Light Propagation through Space-Time Non-Markovian Random Media

TL;DR

This paper develops a new mathematical model for light propagation in non-Markovian random media, linking environmental memory effects to light statistics, and validates predictions through outdoor atmospheric experiments.

Contribution

It introduces an SPDE framework with correlated noise, mapping light propagation to the hyperbolic Anderson model, and derives new scaling relations validated experimentally.

Findings

Memory effects influence light statistics significantly.

Analytical predictions match outdoor atmospheric measurements.

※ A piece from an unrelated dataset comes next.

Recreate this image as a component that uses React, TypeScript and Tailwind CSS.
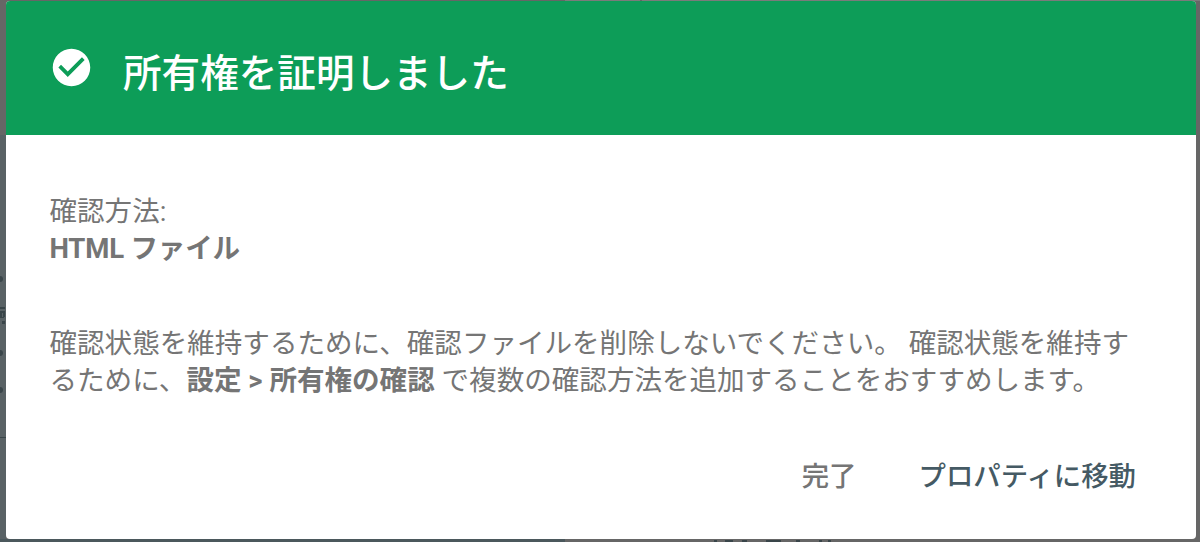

Provides a foundation for advanced optical communication and sensing.

Abstract

Here, we introduce a stochastic partial differential equation (SPDE) formulation driven by temporally correlated noise to describe light propagation beyond the standard Markov approximation. By representing the squared refractive index fluctuations as a random field with explicit long-range temporal correlations, we demonstrate that the propagation dynamics map exactly onto the hyperbolic Anderson model. This rigorous mapping enables the derivation of new quantitative scaling relations that connect the environment's non-Markovian memory effects to the statistical properties of the emergent light field. We experimentally validate these analytical predictions in an outdoor atmospheric environment, confirming the memory-dependent statistical signatures of the propagated light. Our results establish a precise physical foundation for understanding memory-driven wave phenomena, providing crucial insights for free-space optical communication, remote sensing, and coherent imaging.